2nd Vice-Chancellor of Federal University, Birnin Kebbi
- In office 2017–2022
- Preceded by: Prof LS Bilbis

Personal details
- Born: Bello Bala Shehu 13 February 1958 (age 68)
- Education: Ahmadu Bello University
- Profession: Academician, Neurosurgeon

= Bello Shehu =

Nigerian neurosurgeon (born 1958)

Bello Bala Shehu (born 13 February 1958) is a Nigerian academician and neurosurgeon. He was appointed as the vice chancellor of The Federal University Birnin-Kebbi (FUBK) in 2017 and previously served as the provost of the university's College of Health Sciences. Before his appointment as the VC, he was Chief Medical Director of the Usmanu Danfodiyo University Teaching Hospital, Sokoto, the Chief Medical Director of the National Hospital, Abuja and Medical Director, Federal Medical Centre, Birnin-Kebbi.
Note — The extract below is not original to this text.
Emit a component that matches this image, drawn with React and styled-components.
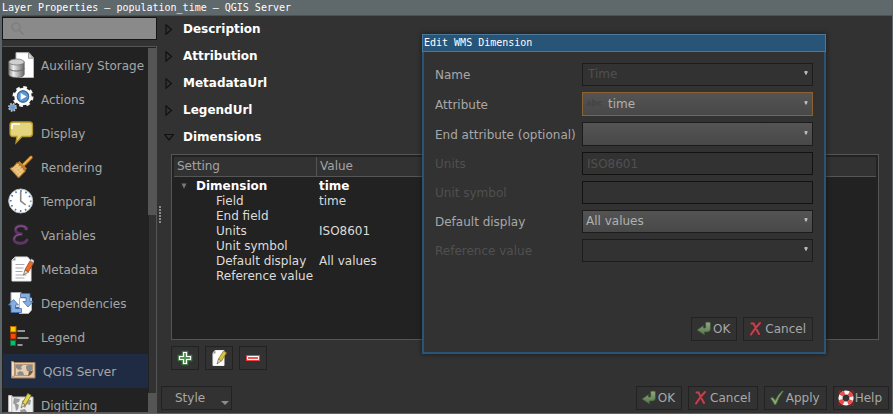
import React from "react";
import styled, { createGlobalStyle, css } from "styled-components";

const Global = createGlobalStyle`
  *, *::before, *::after { box-sizing: border-box; }
  body {
    margin: 0;
    background: #323232;
    color: #a4a4a4;
    font: 12px/15px "DejaVu Sans", sans-serif;
  }
  button, input, select { font: inherit; color: inherit; margin: 0; }
`;

const Window = styled.div`
  position: relative;
  display: flex;
  flex-direction: column;
  height: 100vh;
  min-height: 320px;
  overflow: hidden;
  border: solid #5c6669;
  border-width: 0 1px 1px 2px;
  background: #323232;
`;

const TitleBar = styled.header`
  flex: none;
  height: 16px;
  margin-left: -2px;
  padding-left: 2px;
  background: #5f686b;
  border-bottom: 1px solid #4a5254;
  color: #fff;
  font: 10px/15px "DejaVu Sans Mono", monospace;
  white-space: pre;
`;

const Body = styled.div`
  flex: 1;
  display: flex;
  min-height: 0;
`;

const Sidebar = styled.aside`
  flex: none;
  display: flex;
  flex-direction: column;
  gap: 6px;
  width: 155px;
  padding-top: 1px;
`;

const Search = styled.label`
  flex: none;
  display: flex;
  align-items: center;
  height: 23px;
  padding-left: 8px;
  border: 1px solid #151515;
  background: #8a8a8a;
  input {
    flex: 1;
    min-width: 0;
    padding: 0 4px;
    border: 0;
    outline: 0;
    background: transparent;
    color: #222;
  }
`;

const ListFrame = styled.div`
  flex: 1;
  display: flex;
  min-height: 0;
  padding-top: 1px;
  border: 1px solid #555;
  border-left-color: #222;
  background: #222;
`;

const NavList = styled.nav`
  flex: 1;
  overflow-y: auto;
  scrollbar-width: none;
`;

const NavItem = styled.a`
  display: flex;
  align-items: center;
  gap: 7px;
  height: 34px;
  padding-left: ${(p) => (p.$active ? 7 : 5)}px;
  background: ${(p) => (p.$active ? "#1f2b43" : "transparent")};
  color: #a6a6a6;
  text-decoration: none;
  white-space: nowrap;
  svg { flex: none; }
`;

const Caption = styled.span`
  padding-top: 2px;
`;

const ScrollTrack = styled.div`
  flex: none;
  display: flex;
  flex-direction: column;
  justify-content: space-between;
  width: 8px;
  background: #323232;
  border-left: 1px solid #222;
`;

const ScrollThumb = styled.div`
  height: ${(p) => (p.$end ? "19px" : "46%")};
  margin-left: -1px;
  background: #555;
`;

const Splitter = styled.div`
  flex: none;
  align-self: stretch;
  display: grid;
  place-items: center;
  width: 6px;
`;

const Main = styled.main`
  flex: 1;
  display: flex;
  flex-direction: column;
  min-width: 0;
  padding: 0 3px 3px 0;
`;

const Group = styled.button`
  flex: none;
  display: flex;
  align-items: center;
  gap: 9px;
  height: 27px;
  padding: 0 0 0 1px;
  border: 0;
  background: none;
  color: #fff;
  font-weight: bold;
  text-align: left;
`;

const DimensionPanel = styled.section`
  flex: 1;
  display: flex;
  flex-direction: column;
  gap: 6px;
  min-height: 0;
  padding: 3px 10px 16px 8px;
`;

const TableFrame = styled.div`
  flex: 1;
  min-height: 0;
  overflow: hidden;
  padding: 2px;
  border: 1px solid #555;
  background: #222;
`;

const Table = styled.table`
  width: 100%;
  border-collapse: separate;
  border-spacing: 0;
  table-layout: fixed;
  color: #dcdcdc;
  th {
    height: 20px;
    padding: 0 3px;
    border-bottom: 1px solid #555;
    background: #323232;
    color: #a4a4a4;
    font-weight: normal;
    text-align: left;
  }
  th + th { border-left: 1px solid #555; }
  th:first-child { width: 142px; }
  tbody::before { content: ""; display: block; height: 2px; }
`;

const Cell = styled.td`
  height: 15px;
  padding: 0 0 0 ${(p) => (p.$level ? 42 : 3)}px;
  white-space: nowrap;
  ${(p) => p.$bold && css`color: #fff; font-weight: bold;`}
  svg { margin: 0 9px 2px 4px; vertical-align: middle; }
`;

const ButtonRow = styled.div`
  flex: none;
  display: flex;
  gap: 6px;
  justify-content: ${(p) => (p.$end ? "flex-end" : "flex-start")};
`;

const Footer = styled.footer`
  flex: none;
  display: flex;
  justify-content: space-between;
`;

const Button = styled.button`
  display: flex;
  align-items: center;
  justify-content: center;
  gap: 1px;
  height: 24px;
  padding: 0 6px 0 4px;
  border: 1px solid #222;
  background: #323232;
  color: #a8a8a8;
  white-space: nowrap;
  svg { flex: none; }
`;

const ToolButton = styled(Button)`
  width: 28px;
  padding: 0;
`;

const StyleButton = styled(Button)`
  justify-content: space-between;
  width: 71px;
  margin-left: -2px;
  padding: 0 2px 0 13px;
  svg { align-self: flex-end; margin-bottom: 4px; }
`;

const Dialog = styled.section`
  position: absolute;
  top: 34px;
  left: 420px;
  width: 404px;
  border: 2px solid #285577;
  border-top: 0;
  background: #323232;
  box-shadow: 0 0 5px rgba(0, 0, 0, 0.5);
`;

const DialogTitle = styled.h1`
  height: 18px;
  margin: 0 -2px;
  padding-left: 1px;
  border: 1px solid #4c7899;
  background: #285577;
  color: #fff;
  font: 10px/15px "DejaVu Sans Mono", monospace;
`;

const Form = styled.form`
  display: flex;
  flex-direction: column;
  gap: 6px;
  padding: 11px;
`;

const Field = styled.label`
  display: grid;
  grid-template-columns: 147px 1fr;
  align-items: center;
  height: ${(p) => (p.$tall ? 24 : 23)}px;
  color: ${(p) => (p.$dim ? "#505050" : "#a8a8a8")};
  white-space: nowrap;
`;

const SelectBox = styled.span`
  display: grid;
  align-items: center;
  height: 100%;
  color: ${(p) => (p.$dim ? "#505050" : "#b0b0b0")};
  > * { grid-area: 1 / 1; }
  > svg { pointer-events: none; }
`;

const Select = styled.select`
  appearance: none;
  width: 100%;
  height: 100%;
  padding: 0 16px 0 ${(p) => (p.$icon ? 25 : p.disabled ? 5 : 3)}px;
  border: 1px solid ${(p) => (p.$focus ? "#8c6230" : "#1c1c1c")};
  border-radius: 0;
  outline: 0;
  background: ${(p) => (p.disabled ? "#323232" : "linear-gradient(#545454, #484848)")};
  opacity: 1;
`;

const TextInput = styled.input`
  width: 100%;
  height: 100%;
  padding: 0 4px;
  border: 1px solid #121212;
  border-radius: 0;
  background: #323232;
`;

const Arrow = styled.svg`
  justify-self: end;
  margin-right: 5px;
  margin-bottom: 3px;
`;

const TypeTag = styled.span`
  justify-self: start;
  margin-left: 4px;
  color: #444;
  font-size: 8px;
  font-weight: bold;
  line-height: 12px;
  pointer-events: none;
`;

const DialogButtons = styled(ButtonRow)`
  padding-top: 49px;
`;

/* ---------- icons ---------- */

const Icon26 = ({ children }) => (
  <svg width="26" height="26" viewBox="0 0 26 26" aria-hidden="true">{children}</svg>
);

const StorageIcon = () => (
  <Icon26>
    <defs>
      <linearGradient id="cyl" x1="0" x2="1">
        <stop offset="0" stopColor="#888" /><stop offset=".3" stopColor="#eee" /><stop offset="1" stopColor="#666" />
      </linearGradient>
    </defs>
    <path d="M8 .7h13l4.500 5v19.800H8z" fill="#fff" stroke="#bbb" />
    <path d="M20.500.7v5.500h5z" fill="#d8d8d8" stroke="#888" strokeWidth=".8" />
    <path d="M.8 10v12.500c0 1.700 3.500 3 7.700 3s7.700-1.300 7.700-3V10z" fill="url(#cyl)" stroke="#666" strokeWidth=".8" />
    <ellipse cx="8.500" cy="10" rx="7.700" ry="3" fill="#cfcfcf" stroke="#777" strokeWidth=".8" />
    <path d="M.8 16c0 1.700 3.500 3 7.700 3s7.700-1.300 7.700-3" fill="none" stroke="#666" />
  </Icon26>
);

const ActionsIcon = () => (
  <Icon26>
    <circle cx="15" cy="10.500" r="9" fill="none" stroke="#f4f4f4" strokeWidth="3" strokeDasharray="3.600 3.468" />
    <circle cx="15" cy="10.500" r="7.500" fill="#5a88bd" stroke="#fff" strokeWidth="2.500" />
    <circle cx="15" cy="10.500" r="5.700" fill="#5d93cf" stroke="#37618f" strokeWidth="1" />
    <path d="M12.700 7v7l5.800-3.500z" fill="#fff" />
    <circle cx="4.500" cy="21.300" r="3.500" fill="none" stroke="#ccc" strokeWidth="1.800" strokeDasharray="1.600 1.150" />
    <circle cx="4.500" cy="21.300" r="2.900" fill="#6a9bd1" stroke="#9bb9da" strokeWidth=".8" />
  </Icon26>
);

const DisplayIcon = () => (
  <Icon26>
    <path d="M5 2h16.500q3 0 3 3v8.500q0 3-3 3H14l-6 6.300.9-6.300H5q-3 0-3-3V5q0-3 3-3z" fill="#e2d57e" stroke="#b3962d" strokeWidth="1.300" />
    <path d="M4 9V5.500Q4 4 5.500 4H12" fill="none" stroke="#fff" strokeWidth="1.500" />
  </Icon26>
);

const RenderingIcon = () => (
  <Icon26>
    <path d="M23 3.500L13.500 13" stroke="#a9681a" strokeWidth="3.600" strokeLinecap="round" />
    <path d="M23 3.300L14 12.300" stroke="#f0b24c" strokeWidth="2" strokeLinecap="round" />
    <path d="M9 8.500l8.500 8.500-7 7L2 14.500q4-1 7-6z" fill="#e3b263" stroke="#a9691e" />
    <path d="M10.500 8l7.500 7.500" stroke="#c07d29" strokeWidth="2.600" />
    <path d="M4 15l7-5M6 17l7-5M8 19.500l7-5M10 22l5-5M6 14l7 7M8.500 12l6 6" stroke="#f4d59b" strokeWidth=".8" />
  </Icon26>
);

const TemporalIcon = () => (
  <Icon26>
    <circle cx="12.700" cy="13" r="12" fill="#fff" stroke="#bdbdbd" strokeWidth="1" />
    <circle cx="12.700" cy="13" r="10" fill="none" stroke="#4c7dae" strokeWidth="1.800" strokeDasharray="1.600 3.636" strokeDashoffset=".8" />
    <path d="M12.700 3.500V13l5 4" fill="none" stroke="#858585" strokeWidth="1.600" />
  </Icon26>
);

const VariablesIcon = () => (
  <Icon26>
    <g fill="none" strokeLinecap="round">
      <path d="M18.500 6.500C17 3 8 2.500 7.500 7.500c0 3 3 4.500 7 4.500-5 0-8.500 2-8.500 5 0 5.500 10.500 5.500 13 1" stroke="#603566" strokeWidth="2.800" />
      <path d="M18.500 6C16 3 8 3.500 7.500 7M6 17c.5-3 3-4.500 7-4.700" stroke="#93649a" strokeWidth=".8" />
      <circle cx="18" cy="7" r="1" fill="#704477" stroke="#704477" />
    </g>
  </Icon26>
);

const MetadataIcon = () => (
  <Icon26>
    <path d="M7 1h12.500l3.500 4v20H4V4z" fill="#fff" stroke="#e4e4e4" />
    <path d="M4 4.500L7.500 1v3.500z" fill="#999" />
    <path d="M7.500 8.500h9M7.500 12h8M7.500 15.500h7M7.500 19h11M7.500 22h9" stroke="#aaa" strokeWidth="1" />
    <path d="M15.500 19l1.400-5 3.700 2.200z" fill="#efdcb0" stroke="#444" strokeWidth=".6" />
    <path d="M17 13.600L22 5l3.500 2.200-5 8.600z" fill="#e96d2c" stroke="#a74314" strokeWidth=".8" />
    <path d="M22 5l1.300-2.200 3.200 2-1 2.200z" fill="#ddd" stroke="#777" strokeWidth=".5" />
  </Icon26>
);

const DependenciesIcon = () => (
  <Icon26>
    <path d="M3 2.500h10l2 2V17H3z" fill="#fff" stroke="#aaa" />
    <path d="M11.500 8h12v12l-3 3.500h-9z" fill="#fff" stroke="#bbb" />
    <path d="M12.500 3.500H22v8h3l-5 5.500-5-5.500h3V7.500h-5.500z" fill="#86aee2" stroke="#3f6fae" strokeWidth=".8" />
    <path d="M13.500 22.500H3V15H.5l5-5.500 5 5.500H7.500v3.500h6z" fill="#86aee2" stroke="#3f6fae" strokeWidth=".8" />
  </Icon26>
);

const LegendIcon = () => (
  <Icon26>
    <rect x="2.500" y="2.500" width="5.500" height="5.500" fill="#fcd000" stroke="#b96b00" />
    <rect x="2.500" y="9.500" width="5.500" height="5.500" fill="#fb4b09" stroke="#a12500" />
    <rect x="2.500" y="16.500" width="5" height="5" fill="#0bbd68" stroke="#087340" />
    <path d="M9.500 7h7.500M9.500 14h11M9.500 21h5" stroke="#969696" strokeWidth="2" />
  </Icon26>
);

const ServerIcon = () => (
  <Icon26>
    <path d="M1.500 3.500l2 1H25v15.500H1.500z" fill="#e3c5a3" stroke="#9d7c5a" />
    <path d="M1.500 3.500q2-1 3 1.500V18q-2-.5-3 2z" fill="#f0dcc3" stroke="#a58360" strokeWidth=".8" />
    <path d="M5.500 6.500h17v6l-3.500 5H5.500z" fill="#e9cdac" stroke="#a58a6e" strokeWidth=".8" />
    <path d="M6 7h7l-2 2 1 2-3 1-3-2zM16 8l2-1h4v5l-2 2-3-1-1-3zM7 15l3-2 3 1 1 3H8z" fill="#888c8e" />
    <path d="M18 18l1-4.500 4-.8q-1 4-5 5.300z" fill="#73583f" />
  </Icon26>
);

const DigitizingIcon = () => (
  <Icon26>
    <path d="M.7 3.500h3l1 1.500H25v20H.7z" fill="#ededed" stroke="#bbb" />
    <path d="M.7 3.500h3V20h-3z" fill="#fff" stroke="#aaa" strokeWidth=".7" />
    <path d="M6 6l6 1-1 3-3 1 3 2-1 4-2 2-1-6-2-2zM14 9l4-2 5 1-1 5-3-1-2 4-3-3zM12 18l5-1 2 3-6 1z" fill="#9b9b9b" />
    <path d="M13 16l1.500-5 3 1.700z" fill="#efe2b8" stroke="#555" strokeWidth=".6" />
    <path d="M14.500 11L19.800 1.500l3.200 1.800-5.400 9.500z" fill="#e6d94d" stroke="#8c8232" strokeWidth=".9" />
  </Icon26>
);

const Icon16 = ({ children }) => (
  <svg width="16" height="16" viewBox="0 0 16 16" aria-hidden="true">{children}</svg>
);

const OkIcon = () => (
  <Icon16>
    <defs>
      <linearGradient id="ok" x1="0" y1="0" x2="0" y2="1">
        <stop offset="0" stopColor="#93a982" /><stop offset="1" stopColor="#54764b" />
      </linearGradient>
    </defs>
    <path d="M9.500 1.500Q12 .3 14.500 1.500V8q0 2.700-3 3H8.500V14L1 9l6.500-4.500V7h1.500q.7 0 .7-1z" fill="url(#ok)" stroke="#3e5438" strokeWidth=".8" />
  </Icon16>
);

const CancelIcon = () => (
  <Icon16>
    <path d="M4 2.500h1.500Q8 7.500 11 13M12 2Q7.500 6.500 3 13.500" fill="none" stroke="#5a2227" strokeWidth="3.400" strokeLinecap="round" />
    <path d="M3.500 2.500h2Q8 7.500 11 13M12 2Q7.500 6.500 3 13.500" fill="none" stroke="#b94550" strokeWidth="2" strokeLinecap="round" />
  </Icon16>
);

const ApplyIcon = () => (
  <Icon16>
    <path d="M1.500 8.500l2.200-1.300 2.500 3.300Q8.500 5 13.500.8l.7.500Q9.500 7 7 14.500H5.500Q4 11 1.500 8.500z" fill="#88ac71" stroke="#496840" strokeWidth=".9" />
  </Icon16>
);

const HelpIcon = () => (
  <Icon16>
    <path d="M1 4V1h3M12 1h3v3M15 12v3h-3M4 15H1v-3" fill="none" stroke="#a31919" strokeWidth="1.200" />
    <circle cx="8" cy="8" r="5.500" fill="none" stroke="#f4f4f4" strokeWidth="4.200" />
    <circle cx="8" cy="8" r="5.500" fill="none" stroke="#ea4b4b" strokeWidth="4.200" strokeDasharray="4.320 4.320" strokeDashoffset="-2.160" />
  </Icon16>
);

const AddIcon = () => (
  <Icon16>
    <path d="M6 2h4v4h4v4h-4v4H6v-4H2V6h4z" fill="#4e8e50" stroke="#3f7d42" strokeWidth="2.600" />
    <path d="M6.500 2.500h3v4h4v3h-4v4h-3v-4h-4v-3h4z" fill="#529254" stroke="#fff" strokeWidth="1.200" />
  </Icon16>
);

const EditIcon = () => (
  <Icon16>
    <path d="M4 .5h9v15H2V3z" fill="#fff" stroke="#eee" />
    <path d="M1.500 3.500l3-3v3z" fill="#999" />
    <path d="M6 14l1.500-5 3 1.700z" fill="#eee0b8" stroke="#444" strokeWidth=".6" />
    <path d="M7.500 9l5-8 3 1.800-5 8.200z" fill="#d9c342" stroke="#8b7c2c" strokeWidth=".8" />
  </Icon16>
);

const RemoveIcon = () => (
  <Icon16>
    <path d="M1 5h14v6H1z" fill="#ec4040" />
    <path d="M2.500 6.500h11v3h-11z" fill="#e85858" stroke="#fff" />
  </Icon16>
);

const SearchIcon = () => (
  <svg width="13" height="13" viewBox="0 0 13 13" fill="none" stroke="#7c7c7c" strokeWidth="1.200" aria-hidden="true">
    <circle cx="5" cy="5" r="4" /><path d="M8 8l4.500 4.500" />
  </svg>
);

const Expander = ({ open }) => (
  <svg width="10" height="11" viewBox="0 0 10 11" fill="none" stroke="#111" aria-hidden="true">
    <path d={open ? "M.5 2.500h9L5 8z" : "M2 .8v9.400L7.500 5.500z"} strokeWidth="1.200" />
  </svg>
);

const ComboArrow = () => (
  <Arrow width="4" height="4" viewBox="0 0 4 4" aria-hidden="true">
    <path d="M0 0h4v2H0z" fill="#7c7c7c" />
    <path d="M1 0h2v3H1z" fill="#b8b8b8" />
    <path d="M1 3h2v1H1z" fill="#777" />
  </Arrow>
);

/* ---------- content ---------- */

const NAV = [
  ["Auxiliary Storage", StorageIcon],
  ["Actions", ActionsIcon],
  ["Display", DisplayIcon],
  ["Rendering", RenderingIcon],
  ["Temporal", TemporalIcon],
  ["Variables", VariablesIcon],
  ["Metadata", MetadataIcon],
  ["Dependencies", DependenciesIcon],
  ["Legend", LegendIcon],
  ["QGIS Server", ServerIcon],
  ["Digitizing", DigitizingIcon],
];

const GROUPS = ["Description", "Attribution", "MetadataUrl", "LegendUrl", "Dimensions"];

const SETTINGS = [
  ["Field", "time"],
  ["End field", ""],
  ["Units", "ISO8601"],
  ["Unit symbol", ""],
  ["Default display", "All values"],
  ["Reference value", ""],
];

function Combo({ label, value, disabled, dimLabel, focus, tall, tag }) {
  return (
    <Field $tall={tall} $dim={dimLabel}>
      <Caption>{label}</Caption>
      <SelectBox $dim={disabled}>
        <Select disabled={disabled} $focus={focus} $icon={!!tag} defaultValue={value}>
          <option>{value}</option>
        </Select>
        {tag && <TypeTag>{tag}</TypeTag>}
        <ComboArrow />
      </SelectBox>
    </Field>
  );
}

function TextField({ label, value }) {
  return (
    <Field $dim>
      <Caption>{label}</Caption>
      <TextInput disabled defaultValue={value} />
    </Field>
  );
}

export default function App() {
  return (
    <>
      <Global />
      <Window>
        <TitleBar>Layer Properties — population_time — QGIS Server</TitleBar>
        <Body>
          <Sidebar>
            <Search>
              <SearchIcon />
              <input type="text" aria-label="Search" />
            </Search>
            <ListFrame>
              <NavList>
                {NAV.map(([name, Icon]) => (
                  <NavItem key={name} href="#" $active={name === "QGIS Server"}>
                    <Icon />
                    <Caption>{name}</Caption>
                  </NavItem>
                ))}
              </NavList>
              <ScrollTrack>
                <ScrollThumb />
                <ScrollThumb $end />
              </ScrollTrack>
            </ListFrame>
          </Sidebar>
          <Splitter>
            <svg width="2" height="17" viewBox="0 0 2 17" aria-hidden="true">
              <path d="M1 0v17" stroke="#8c8c8c" strokeWidth="2" strokeDasharray="2 1" />
            </svg>
          </Splitter>
          <Main>
            {GROUPS.map((name) => (
              <Group key={name} type="button" aria-expanded={name === "Dimensions"}>
                <Expander open={name === "Dimensions"} />
                {name}
              </Group>
            ))}
            <DimensionPanel>
              <TableFrame>
                <Table>
                  <thead>
                    <tr><th>Setting</th><th>Value</th></tr>
                  </thead>
                  <tbody>
                    <tr>
                      <Cell $bold>
                        <svg width="6" height="6" viewBox="0 0 6 6" aria-hidden="true">
                          <path d="M.5.5h5L3 5.800z" fill="#777" />
                        </svg>
                        Dimension
                      </Cell>
                      <Cell $bold>time</Cell>
                    </tr>
                    {SETTINGS.map(([name, value]) => (
                      <tr key={name}>
                        <Cell $level={1}>{name}</Cell>
                        <Cell>{value}</Cell>
                      </tr>
                    ))}
                  </tbody>
                </Table>
              </TableFrame>
              <ButtonRow>
                <ToolButton type="button" aria-label="Add dimension"><AddIcon /></ToolButton>
                <ToolButton type="button" aria-label="Edit dimension"><EditIcon /></ToolButton>
                <ToolButton type="button" aria-label="Remove dimension"><RemoveIcon /></ToolButton>
              </ButtonRow>
            </DimensionPanel>
            <Footer>
              <StyleButton type="button">
                Style
                <svg width="8" height="4" viewBox="0 0 8 4" aria-hidden="true">
                  <path d="M0 0h8L4 4z" fill="#8c8c8c" />
                </svg>
              </StyleButton>
              <ButtonRow $end>
                <Button type="button"><OkIcon />OK</Button>
                <Button type="button"><CancelIcon />Cancel</Button>
                <Button type="button"><ApplyIcon />Apply</Button>
                <Button type="button"><HelpIcon />Help</Button>
              </ButtonRow>
            </Footer>
          </Main>
        </Body>

        <Dialog role="dialog" aria-labelledby="dialog-title">
          <DialogTitle id="dialog-title">Edit WMS Dimension</DialogTitle>
          <Form onSubmit={(e) => e.preventDefault()}>
            <Combo label="Name" value="Time" disabled />
            <Combo label="Attribute" value="time" focus tall tag="abc" />
            <Combo label="End attribute (optional)" value="" tall />
            <TextField label="Units" value="ISO8601" />
            <TextField label="Unit symbol" value="" />
            <Combo label="Default display" value="All values" />
            <Combo label="Reference value" value="" disabled dimLabel />
            <DialogButtons $end>
              <Button type="submit"><OkIcon />OK</Button>
              <Button type="button"><CancelIcon />Cancel</Button>
            </DialogButtons>
          </Form>
        </Dialog>
      </Window>
    </>
  );
}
==Early life and education==
Shehu was born on 13 February 1958, in Birnin-Kebbi, Nigeria. He is a graduate of Ahmadu Bello University in Zaria.
He was trained as neurosurgeon at the Royal Victoria Hospital, Belfast in Northern Ireland, and Cork University Hospital in Cork, Ireland, as well as Oldchurch Hospital in Romford, England before returning to Nigeria as a trainer to young neurosurgeons.

==Membership==
BB Shehu is a fellow of the West African College of Surgeons, Royal College of Surgeons, Ireland, American College of Surgeons, and National Postgraduate Medical College of Nigeria.